- The first overseas player to live in La Masia
- Scored two goals to help take Argentina to the semis
- "Comparisons with Messi are unreal," says the No9
He crossed the Atlantic to try his luck at La Masia. Barcelona took him on, and he is a left-footed Argentinian forward. It is easy and inviting to draw parallels with a certain Lionel Messi, yet Santiago Rufino is his own person and neatly sidesteps our attempts to engage him on the similarities.
"Comparisons don’t bother me, but I don’t buy into them because they’re not real," an exhausted but happy Rufino told FIFA.com. "You can’t compare me to Messi because our backgrounds are totally different. As is the sport that we play! I’ll let people say what they’ll say and leave it at that."
Argentina beat Panama 12-2 to take them to the semi-finals of the Youth Olympic Futsal Tournament Buenos Aires 2018. The hosts needed to win by a margin of six goals in order to qualify and ended up winning by ten – albeit after finding it tough early on.
Eighteen-year-old Rufino learnt his trade at one of Buenos Aires's most reputable futsal clubs, Club Social y Deportivo Pinocho. He missed the first match of the tournament due to an elbow injury but came back to score twice in a game that was a real treat for watching fans.
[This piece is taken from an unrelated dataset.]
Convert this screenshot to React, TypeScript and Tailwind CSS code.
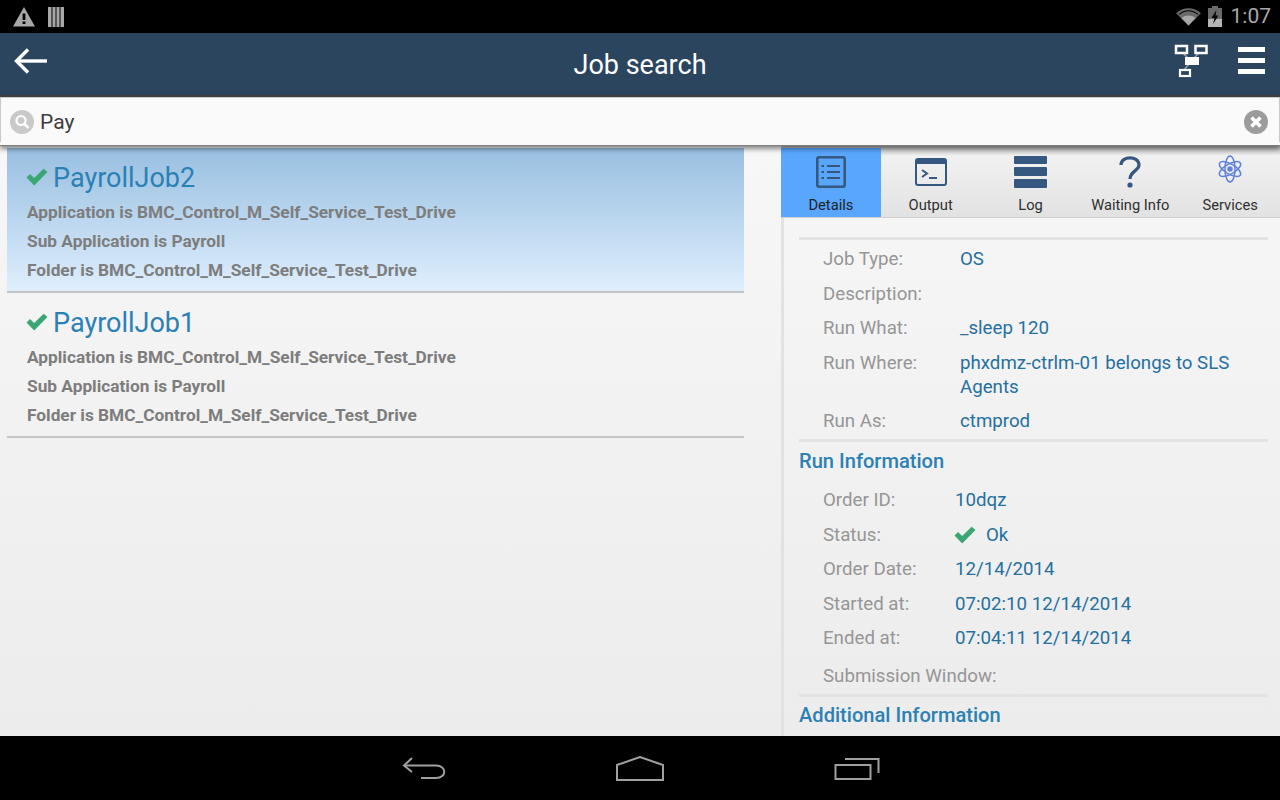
import { ReactNode } from "react";

function Check({ className }: { className: string }) {
  return (
    <svg viewBox="0 0 22 18" className={className}>
      <path d="M0.5 9.5 L4 6 L8.2 10 L17.6 0.8 L21.5 4 L8.2 17.5 Z" fill="#3aa673" />
    </svg>
  );
}

function JobItem({ name, selected }: { name: string; selected?: boolean }) {
  return (
    <div
      className={
        "h-[145px] border-b-2 border-[#c3c6c8] pl-5 pt-[10px] " +
        (selected ? "bg-gradient-to-b from-[#98bfe0] to-[#dfeefd]" : "")
      }
    >
      <div className="flex items-center h-[40px]">
        <Check className="w-[22px] h-[18px] mr-[5px] -mt-[3px] -ml-[1px]" />
        <span className="text-[27px] text-[#2b80b4] leading-none">{name}</span>
      </div>
      <div className="text-[17.3px] font-bold text-[#7d7d7d] leading-[29px]">
        <div>Application is BMC_Control_M_Self_Service_Test_Drive</div>
        <div>Sub Application is Payroll</div>
        <div>Folder is BMC_Control_M_Self_Service_Test_Drive</div>
      </div>
    </div>
  );
}

function Tab({ label, icon, active }: { label: string; icon: ReactNode; active?: boolean }) {
  return (
    <div
      className={
        "relative w-[100px] h-[69px] flex flex-col items-center pt-[7px] " +
        (active ? "bg-[#59a6ff] text-[#1b1f24]" : "text-[#2f2f2f]")
      }
    >
      <div className="h-[33px] flex items-center justify-center">{icon}</div>
      <div className="text-[14.7px] leading-none mt-[10px] whitespace-nowrap">{label}</div>
    </div>
  );
}

function Row({
  label,
  children,
  h,
  valueLeft = "w-[137px]",
}: {
  label: string;
  children?: ReactNode;
  h: string;
  valueLeft?: string;
}) {
  return (
    <div className={"flex pl-6 text-[18.7px] leading-[24px] " + h}>
      <div className={"text-[#969696] shrink-0 whitespace-nowrap " + valueLeft}>{label}</div>
      <div className="text-[#25709f]">{children}</div>
    </div>
  );
}

const rule = "h-[3px] bg-[#e3e3e3]";

export default function App() {
  return (
    <div className="relative w-[1280px] h-[800px] overflow-hidden bg-black font-['Roboto',sans-serif]">
      {/* status bar */}
      <div className="h-[33px] bg-black flex items-center pl-[13px] pr-[9px] text-[#a8a8a8]">
        <svg viewBox="0 0 22 20" className="w-[22px] h-[20px]">
          <path fillRule="evenodd" d="M11 0 L22 19.5 H0 Z M9.6 6.5 V13 H12.4 V6.5 Z M9.6 14.5 V17 H12.4 V14.5 Z" fill="#a8a8a8" />
        </svg>
        <svg viewBox="0 0 16 20" className="w-[16px] h-[20px] ml-[13px]">
          <path d="M0 0H3.5V20H0ZM4.5 0H7.5V20H4.5ZM8.5 0H11.5V20H8.5ZM12.5 0H16V20H12.5Z" fill="#a8a8a8" />
        </svg>
        <div className="ml-auto flex items-center">
          <svg viewBox="0 0 26 20" className="w-[25px] h-[19px]">
            <path d="M0 6.5 C7 -0.5 19 -0.5 26 6.5 L13 19.5 Z" fill="#6a6a6a" />
            <path d="M5.5 11.5 C9.5 8 16.5 8 20.5 11.5 L13 19.5 Z" fill="#a8a8a8" />
            <path d="M3 7.8 C9 2.6 17 2.6 23 7.8" stroke="#000" strokeWidth="1.2" fill="none" />
          </svg>
          <svg viewBox="0 0 14 21" className="w-[14px] h-[21px] ml-[7px]">
            <path d="M4 0H10V2H14V21H0V2H4Z" fill="#6a6a6a" />
            <path d="M0 13H14V21H0Z" fill="#b5b5b5" />
            <path d="M8.5 4 L3.5 12 H6.5 L5 18 L10.5 9.5 H7.5 Z" fill="#000" />
          </svg>
          <span className="ml-[9px] text-[21px] leading-none text-[#a8a8a8]">1:07</span>
        </div>
      </div>

      {/* app bar */}
      <div className="relative h-[62px] bg-[#2c455f] flex items-center justify-center">
        <svg viewBox="0 0 34 26" className="absolute left-[14px] top-[15px] w-[34px] h-[26px]" fill="none" stroke="#fff" strokeWidth="3.4">
          <path d="M33 13H3" />
          <path d="M14 1.5 L2.5 13 L14 24.5" />
        </svg>
        <span className="text-[27px] text-white leading-none mt-[3px]">Job search</span>
        <svg viewBox="0 0 34 34" className="absolute left-[1174px] top-[11px] w-[34px] h-[34px]" fill="none">
          <path d="M8 8 L17 17 M26 8 L17 17 M15 20 L10 26" stroke="#8da0b4" strokeWidth="1.5" />
          <rect x="2" y="2" width="11" height="7" stroke="#fff" strokeWidth="2.5" fill="#2c455f" />
          <rect x="21.5" y="2" width="11" height="7" stroke="#fff" strokeWidth="2.5" fill="#2c455f" />
          <rect x="11" y="13" width="14" height="8" fill="#fff" />
          <rect x="6" y="26" width="10" height="6" stroke="#fff" strokeWidth="2.2" fill="#2c455f" />
        </svg>
        <div className="absolute left-[1238px] top-[14px] w-[27px] flex flex-col gap-[6px]">
          <div className="h-[5px] bg-white" />
          <div className="h-[5px] bg-white" />
          <div className="h-[5px] bg-white" />
        </div>
      </div>

      {/* search bar */}
      <div className="relative z-10 h-[51px] bg-[#fafafa] border-t-2 border-t-[#3f3f3f] border-b border-b-[#7d7d7d] shadow-[0_3px_5px_rgba(0,0,0,0.45)] pt-[3px]">
        <div className="h-full border-t border-t-[#c9c9c9] -mt-[3px] pt-[2px] flex items-center pl-[9px] pr-[11px] border-x border-x-[#c9c9c9]">
          <svg viewBox="0 0 24 24" className="w-[24px] h-[24px] mt-[2px]">
            <circle cx="12" cy="12" r="12" fill="#c9c9c9" />
            <circle cx="11" cy="10.5" r="4.5" fill="none" stroke="#fff" strokeWidth="2.2" />
            <path d="M14.5 14 L18.5 18" stroke="#fff" strokeWidth="2.6" />
          </svg>
          <span className="ml-[6px] mt-[3px] text-[21px] text-[#3d3d3d] leading-none">Pay</span>
          <svg viewBox="0 0 24 24" className="ml-auto w-[24px] h-[24px] mt-[2px]">
            <circle cx="12" cy="12" r="12" fill="#9c9c9c" />
            <path d="M7.5 7.5 L16.5 16.5 M16.5 7.5 L7.5 16.5" stroke="#fff" strokeWidth="3.6" />
          </svg>
        </div>
      </div>

      {/* content */}
      <div className="flex h-[590px] bg-gradient-to-b from-[#f7f7f7] to-[#ececec]">
        <div className="w-[781px] shrink-0 pl-[7px] pr-[37px] pt-[2px]">
          <JobItem name="PayrollJob2" selected />
          <JobItem name="PayrollJob1" />
        </div>

        <div className="flex-1 overflow-hidden">
          <div className="h-[72px] pt-[2px] flex border-b border-[#cfcfcf] bg-gradient-to-b from-[#f4f4f4] to-[#e2e2e2] relative">
            <div className="absolute left-0 right-0 top-0 h-[10px] bg-gradient-to-b from-[#8a8a8a]/60 to-transparent" />
            <Tab
              active
              label="Details"
              icon={
                <svg viewBox="0 0 30 32" className="w-[30px] h-[32px]" fill="none" stroke="#34587f">
                  <rect x="1.3" y="1.3" width="27.4" height="29.4" rx="2" strokeWidth="2.6" />
                  <path d="M11 10H24M11 16H24M11 22H24" strokeWidth="2.2" />
                  <path d="M5.5 10H8M5.5 16H8M5.5 22H8" strokeWidth="2.2" />
                </svg>
              }
            />
            <Tab
              label="Output"
              icon={
                <svg viewBox="0 0 32 28" className="w-[32px] h-[28px]" fill="none">
                  <rect x="1" y="1" width="30" height="26" rx="2" stroke="#34587f" strokeWidth="2" />
                  <rect x="1" y="1" width="30" height="5" fill="#34587f" />
                  <path d="M7 12 L12 15.5 L7 19" stroke="#34587f" strokeWidth="2" />
                  <path d="M14 20H22" stroke="#34587f" strokeWidth="2" />
                </svg>
              }
            />
            <Tab
              label="Log"
              icon={
                <div className="w-[33px] flex flex-col gap-[3px]">
                  <div className="h-[8px] bg-[#34587f] rounded-[1px]" />
                  <div className="h-[9px] bg-[#34587f] rounded-[1px]" />
                  <div className="h-[9px] bg-[#34587f] rounded-[1px]" />
                </div>
              }
            />
            <Tab
              label="Waiting Info"
              icon={
                <svg viewBox="0 0 22 32" className="w-[22px] h-[32px]" fill="none">
                  <path d="M2 9 C2 -0.5 20 -0.5 20 9 C20 15 11 15 11 23" stroke="#34587f" strokeWidth="3.2" />
                  <circle cx="11" cy="29" r="2.6" fill="#34587f" />
                </svg>
              }
            />
            <Tab
              label="Services"
              icon={
                <svg viewBox="0 0 26 28" className="w-[26px] h-[28px] -mt-[5px]" fill="none" stroke="#5f82d8" strokeWidth="1.5">
                  <ellipse cx="13" cy="14" rx="12" ry="5" transform="rotate(30 13 14)" />
                  <ellipse cx="13" cy="14" rx="12" ry="5" transform="rotate(-30 13 14)" />
                  <ellipse cx="13" cy="14" rx="5" ry="13" />
                  <circle cx="13" cy="14" r="2" fill="#5f82d8" />
                </svg>
              }
            />
          </div>

          <div className="h-full border-l-[3px] border-l-[#e2e2e2] pl-[15px] pr-[12px] pt-[19px]">
            <div className={rule} />
            <div className="pt-[7px]">
              <Row label="Job Type:" h="h-[35px]">OS</Row>
              <Row label="Description:" h="h-[34px]" />
              <Row label="Run What:" h="h-[35px]">_sleep 120</Row>
              <Row label="Run Where:" h="h-[58px]">phxdmz-ctrlm-01 belongs to SLS<br />Agents</Row>
              <Row label="Run As:" h="h-[30px]">ctmprod</Row>
            </div>
            <div className={rule} />
            <div className="text-[20.1px] font-medium text-[#2b80b4] leading-[24px] pt-[7px]">Run Information</div>
            <div className="pt-[15px]">
              <Row label="Order ID:" valueLeft="w-[132px]" h="h-[35px]">10dqz</Row>
              <Row label="Status:" valueLeft="w-[132px]" h="h-[34px]">
                <span className="flex items-center">
                  <Check className="w-[22px] h-[18px] mr-[10px] -ml-[1px]" />
                  Ok
                </span>
              </Row>
              <Row label="Order Date:" valueLeft="w-[132px]" h="h-[35px]">12/14/2014</Row>
              <Row label="Started at:" valueLeft="w-[132px]" h="h-[34px]">07:02:10 12/14/2014</Row>
              <Row label="Ended at:" valueLeft="w-[132px]" h="h-[38px]">07:04:11 12/14/2014</Row>
              <Row label="Submission Window:" h="h-[30px]" />
            </div>
            <div className={rule} />
            <div className="text-[20.1px] font-medium text-[#2b80b4] leading-[24px] pt-[6px]">Additional Information</div>
          </div>
        </div>
      </div>

      {/* nav bar */}
      <div className="h-[64px] bg-black flex items-center justify-center relative">
        <svg viewBox="0 0 44 24" className="absolute left-[402px] top-[20px] w-[44px] h-[24px]" fill="none" stroke="#a0a0a0" strokeWidth="2">
          <path d="M10 2 L2 9.5 L10 16" />
          <path d="M2 9.5 H34 C45 9.5 45 22 34 22 H19" />
        </svg>
        <svg viewBox="0 0 48 25" className="absolute left-[616px] top-[20px] w-[48px] h-[25px]" fill="none" stroke="#a0a0a0" strokeWidth="2">
          <path d="M1 9 L24 1 L47 9 V24 H1 Z" />
        </svg>
        <svg viewBox="0 0 46 24" className="absolute left-[834px] top-[21px] w-[46px] h-[24px]" fill="none" stroke="#a0a0a0" strokeWidth="2">
          <rect x="1.5" y="8" width="35" height="14" />
          <path d="M11 2 H44.5 V16" />
        </svg>
      </div>
    </div>
  );
}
"I’ve never experienced anything like this," admitted Rufino. "I’ve never taken part in an Olympic Games, nor played in front of such large numbers of people. The supporters are amazing. It's a once-in-a-lifetime experience and I just want to enjoy it as much as I can."
The Olympic Games, for which Rufino and the rest of his team-mates have spent two years preparing, have coincided with a watershed moment in his career. In the summer he trained with the Barcelona futsal first team and featured briefly in some friendlies, although he is mainly part of the Barcelona Lassa B squad, the club’s youth team that play in the Spanish second division.
In December last year, Rufino received a phone call. It was Jordi Torras on the line, the former captain of the Spanish national team and current head of youth development at Barcelona, inviting him for a trial. The youngster impressed as a left-footed right-winger and was taken on by the club. He joined three months ago but under the condition that he would be given time off to head home to compete at Buenos Aires 2018.
Would this tournament see him kick on as a player? "Maybe, but it's hard for me to tell," Rufino commented. "I think I’m the same player I’ve always been. I’ve changed some small elements in how I play to become a more mature and consistent player. I don’t think I’m making the same mistakes in this regard."
Argentina face Brazil in the semi-finals, an extremely tough fixture for the hosts in which they will be hoping to see the same Rufino that enchanted Barcelona coaches during his trial there. Rufino is downplaying the significance of a match against Brazil and staying rational, noting that "they’re just another opponent". He admitted that "perhaps players are more fired-up to play in this fixture because of the history, but at the end of the day it’s a semi-final and we’d want to win it regardless of who we were facing."